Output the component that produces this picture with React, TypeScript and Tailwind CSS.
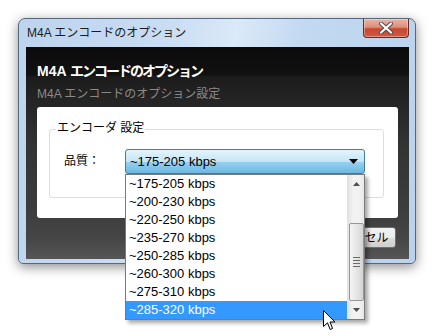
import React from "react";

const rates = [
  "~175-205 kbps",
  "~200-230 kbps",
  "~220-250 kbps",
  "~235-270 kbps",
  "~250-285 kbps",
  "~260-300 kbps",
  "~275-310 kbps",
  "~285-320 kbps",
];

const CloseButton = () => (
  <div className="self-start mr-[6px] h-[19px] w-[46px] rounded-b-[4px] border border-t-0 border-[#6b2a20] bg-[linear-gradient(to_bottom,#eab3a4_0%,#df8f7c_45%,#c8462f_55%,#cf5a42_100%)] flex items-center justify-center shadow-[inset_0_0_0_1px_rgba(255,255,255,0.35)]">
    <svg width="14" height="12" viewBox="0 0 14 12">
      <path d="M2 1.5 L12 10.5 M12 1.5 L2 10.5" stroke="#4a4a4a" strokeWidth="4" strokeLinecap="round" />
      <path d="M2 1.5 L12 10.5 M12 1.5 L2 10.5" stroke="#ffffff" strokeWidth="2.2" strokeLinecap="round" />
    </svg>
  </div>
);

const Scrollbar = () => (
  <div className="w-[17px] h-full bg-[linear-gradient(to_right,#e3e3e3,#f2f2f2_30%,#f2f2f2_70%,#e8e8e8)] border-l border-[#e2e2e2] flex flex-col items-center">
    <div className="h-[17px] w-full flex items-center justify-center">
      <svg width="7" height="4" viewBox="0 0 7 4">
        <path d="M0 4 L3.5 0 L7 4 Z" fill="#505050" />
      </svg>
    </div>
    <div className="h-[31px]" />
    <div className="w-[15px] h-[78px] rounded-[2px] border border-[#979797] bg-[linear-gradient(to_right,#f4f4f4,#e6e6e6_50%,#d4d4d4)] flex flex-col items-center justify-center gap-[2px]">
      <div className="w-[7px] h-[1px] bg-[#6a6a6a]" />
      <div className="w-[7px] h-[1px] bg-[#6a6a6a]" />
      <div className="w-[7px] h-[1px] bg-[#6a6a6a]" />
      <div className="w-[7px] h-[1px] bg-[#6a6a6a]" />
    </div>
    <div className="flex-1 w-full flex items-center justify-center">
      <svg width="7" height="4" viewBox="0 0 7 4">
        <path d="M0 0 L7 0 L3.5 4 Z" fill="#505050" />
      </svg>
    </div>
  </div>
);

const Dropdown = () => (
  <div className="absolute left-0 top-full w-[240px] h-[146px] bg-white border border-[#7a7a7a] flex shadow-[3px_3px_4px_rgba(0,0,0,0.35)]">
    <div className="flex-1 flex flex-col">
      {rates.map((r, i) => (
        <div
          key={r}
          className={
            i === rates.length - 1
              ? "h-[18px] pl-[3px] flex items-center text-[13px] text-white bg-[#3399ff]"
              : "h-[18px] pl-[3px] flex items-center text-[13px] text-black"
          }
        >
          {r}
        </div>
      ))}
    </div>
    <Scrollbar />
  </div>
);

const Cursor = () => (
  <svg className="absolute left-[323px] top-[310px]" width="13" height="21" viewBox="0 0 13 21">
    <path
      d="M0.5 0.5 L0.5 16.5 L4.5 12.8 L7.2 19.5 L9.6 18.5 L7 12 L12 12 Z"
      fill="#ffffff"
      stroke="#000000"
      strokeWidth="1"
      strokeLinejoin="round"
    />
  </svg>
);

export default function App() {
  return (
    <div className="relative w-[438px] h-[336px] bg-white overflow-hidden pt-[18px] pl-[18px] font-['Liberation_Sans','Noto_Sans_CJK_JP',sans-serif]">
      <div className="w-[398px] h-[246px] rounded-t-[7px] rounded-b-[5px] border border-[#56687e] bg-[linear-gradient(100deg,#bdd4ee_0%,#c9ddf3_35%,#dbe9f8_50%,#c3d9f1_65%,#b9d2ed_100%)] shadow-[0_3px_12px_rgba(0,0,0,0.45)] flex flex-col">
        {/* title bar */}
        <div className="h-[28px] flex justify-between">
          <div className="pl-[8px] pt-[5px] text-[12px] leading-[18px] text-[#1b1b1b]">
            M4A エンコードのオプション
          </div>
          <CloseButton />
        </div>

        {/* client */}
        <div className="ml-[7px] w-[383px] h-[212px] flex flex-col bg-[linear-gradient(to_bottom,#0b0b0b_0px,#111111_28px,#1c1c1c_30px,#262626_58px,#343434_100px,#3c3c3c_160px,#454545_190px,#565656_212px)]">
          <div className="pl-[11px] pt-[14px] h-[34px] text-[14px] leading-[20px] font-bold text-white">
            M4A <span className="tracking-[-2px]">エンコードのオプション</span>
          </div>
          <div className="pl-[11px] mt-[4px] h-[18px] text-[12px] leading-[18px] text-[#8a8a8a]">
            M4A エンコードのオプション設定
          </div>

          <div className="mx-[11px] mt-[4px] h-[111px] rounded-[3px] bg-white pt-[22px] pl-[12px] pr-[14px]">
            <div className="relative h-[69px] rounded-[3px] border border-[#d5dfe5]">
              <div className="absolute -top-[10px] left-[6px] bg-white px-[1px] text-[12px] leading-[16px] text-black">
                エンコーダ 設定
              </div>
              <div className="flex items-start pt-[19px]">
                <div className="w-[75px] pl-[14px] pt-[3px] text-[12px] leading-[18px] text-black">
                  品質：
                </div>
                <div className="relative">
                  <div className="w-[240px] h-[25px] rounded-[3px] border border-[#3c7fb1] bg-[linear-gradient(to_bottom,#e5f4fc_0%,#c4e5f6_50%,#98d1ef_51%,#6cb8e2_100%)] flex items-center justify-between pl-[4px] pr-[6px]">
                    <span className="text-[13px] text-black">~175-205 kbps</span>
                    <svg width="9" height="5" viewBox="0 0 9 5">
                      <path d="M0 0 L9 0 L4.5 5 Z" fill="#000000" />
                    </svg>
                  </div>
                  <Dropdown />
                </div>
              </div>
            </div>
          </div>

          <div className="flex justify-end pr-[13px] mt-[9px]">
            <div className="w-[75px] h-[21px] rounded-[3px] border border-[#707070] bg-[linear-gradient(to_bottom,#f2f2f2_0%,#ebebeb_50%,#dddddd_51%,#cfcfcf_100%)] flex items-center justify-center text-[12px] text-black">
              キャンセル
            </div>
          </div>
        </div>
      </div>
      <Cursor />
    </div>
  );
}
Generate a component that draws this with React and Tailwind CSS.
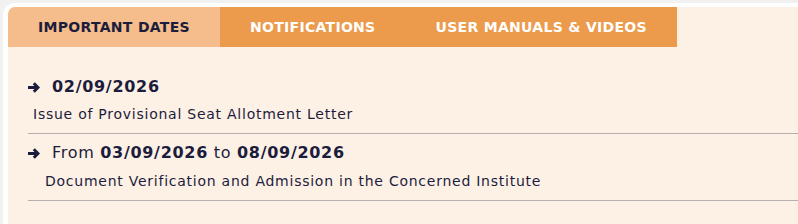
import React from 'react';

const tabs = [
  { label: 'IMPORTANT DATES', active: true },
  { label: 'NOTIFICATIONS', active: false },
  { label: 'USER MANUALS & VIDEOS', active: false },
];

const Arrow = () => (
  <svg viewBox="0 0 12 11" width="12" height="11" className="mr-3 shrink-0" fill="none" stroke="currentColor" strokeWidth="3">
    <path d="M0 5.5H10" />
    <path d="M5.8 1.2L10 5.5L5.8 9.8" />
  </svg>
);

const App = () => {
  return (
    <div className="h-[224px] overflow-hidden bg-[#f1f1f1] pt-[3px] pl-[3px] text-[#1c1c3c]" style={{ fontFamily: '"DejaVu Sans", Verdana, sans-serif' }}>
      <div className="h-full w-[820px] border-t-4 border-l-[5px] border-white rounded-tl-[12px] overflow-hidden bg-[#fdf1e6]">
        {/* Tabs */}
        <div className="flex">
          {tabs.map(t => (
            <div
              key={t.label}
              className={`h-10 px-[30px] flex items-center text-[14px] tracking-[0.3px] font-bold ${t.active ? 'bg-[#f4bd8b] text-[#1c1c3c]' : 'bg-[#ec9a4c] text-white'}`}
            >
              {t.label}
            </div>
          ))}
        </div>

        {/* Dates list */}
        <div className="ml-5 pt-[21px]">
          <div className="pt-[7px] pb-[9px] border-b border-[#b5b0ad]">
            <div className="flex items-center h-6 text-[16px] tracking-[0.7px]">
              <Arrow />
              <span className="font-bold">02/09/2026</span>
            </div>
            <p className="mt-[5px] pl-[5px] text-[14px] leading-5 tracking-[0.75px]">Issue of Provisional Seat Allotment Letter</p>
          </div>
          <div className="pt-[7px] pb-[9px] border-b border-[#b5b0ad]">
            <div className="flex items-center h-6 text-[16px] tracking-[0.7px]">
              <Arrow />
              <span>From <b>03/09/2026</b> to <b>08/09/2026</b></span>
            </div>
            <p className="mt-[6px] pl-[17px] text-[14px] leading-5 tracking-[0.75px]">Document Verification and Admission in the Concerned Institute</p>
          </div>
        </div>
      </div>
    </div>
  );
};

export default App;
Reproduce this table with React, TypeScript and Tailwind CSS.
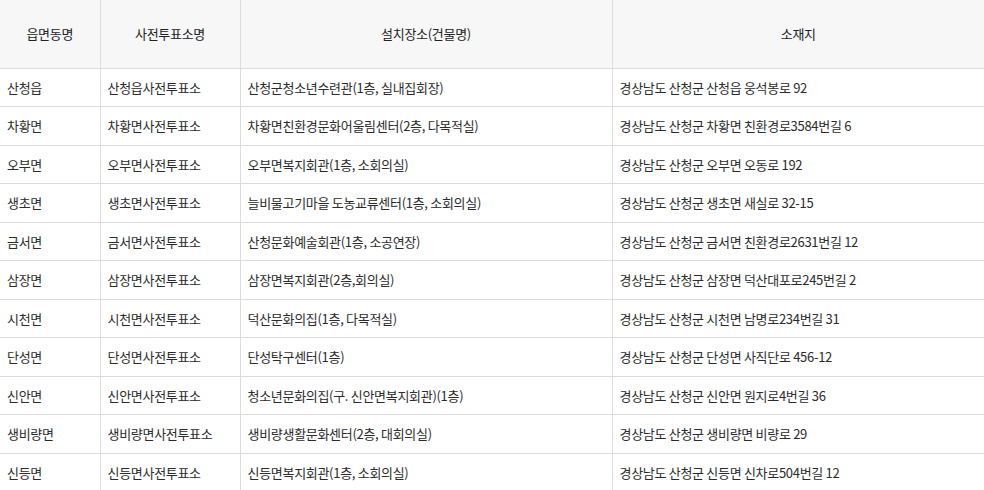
......
### STATED TASK
Working from the entries above, reproduce exactly and only the lines beginning with the line that has "Generate a component" and ending with the line that has "export default App;"; omit all pictures.

### SOLUTION
Generate a component that draws this with React and Tailwind CSS.
import React from 'react';

const tabs = [
  { label: 'IMPORTANT DATES', active: true },
  { label: 'NOTIFICATIONS', active: false },
  { label: 'USER MANUALS & VIDEOS', active: false },
];

const Arrow = () => (
  <svg viewBox="0 0 12 11" width="12" height="11" className="mr-3 shrink-0" fill="none" stroke="currentColor" strokeWidth="3">
    <path d="M0 5.5H10" />
    <path d="M5.8 1.2L10 5.5L5.8 9.8" />
  </svg>
);

const App = () => {
  return (
    <div className="h-[224px] overflow-hidden bg-[#f1f1f1] pt-[3px] pl-[3px] text-[#1c1c3c]" style={{ fontFamily: '"DejaVu Sans", Verdana, sans-serif' }}>
      <div className="h-full w-[820px] border-t-4 border-l-[5px] border-white rounded-tl-[12px] overflow-hidden bg-[#fdf1e6]">
        {/* Tabs */}
        <div className="flex">
          {tabs.map(t => (
            <div
              key={t.label}
              className={`h-10 px-[30px] flex items-center text-[14px] tracking-[0.3px] font-bold ${t.active ? 'bg-[#f4bd8b] text-[#1c1c3c]' : 'bg-[#ec9a4c] text-white'}`}
            >
              {t.label}
            </div>
          ))}
        </div>

        {/* Dates list */}
        <div className="ml-5 pt-[21px]">
          <div className="pt-[7px] pb-[9px] border-b border-[#b5b0ad]">
            <div className="flex items-center h-6 text-[16px] tracking-[0.7px]">
              <Arrow />
              <span className="font-bold">02/09/2026</span>
            </div>
            <p className="mt-[5px] pl-[5px] text-[14px] leading-5 tracking-[0.75px]">Issue of Provisional Seat Allotment Letter</p>
          </div>
          <div className="pt-[7px] pb-[9px] border-b border-[#b5b0ad]">
            <div className="flex items-center h-6 text-[16px] tracking-[0.7px]">
              <Arrow />
              <span>From <b>03/09/2026</b> to <b>08/09/2026</b></span>
            </div>
            <p className="mt-[6px] pl-[17px] text-[14px] leading-5 tracking-[0.75px]">Document Verification and Admission in the Concerned Institute</p>
          </div>
        </div>
      </div>
    </div>
  );
};

export default App;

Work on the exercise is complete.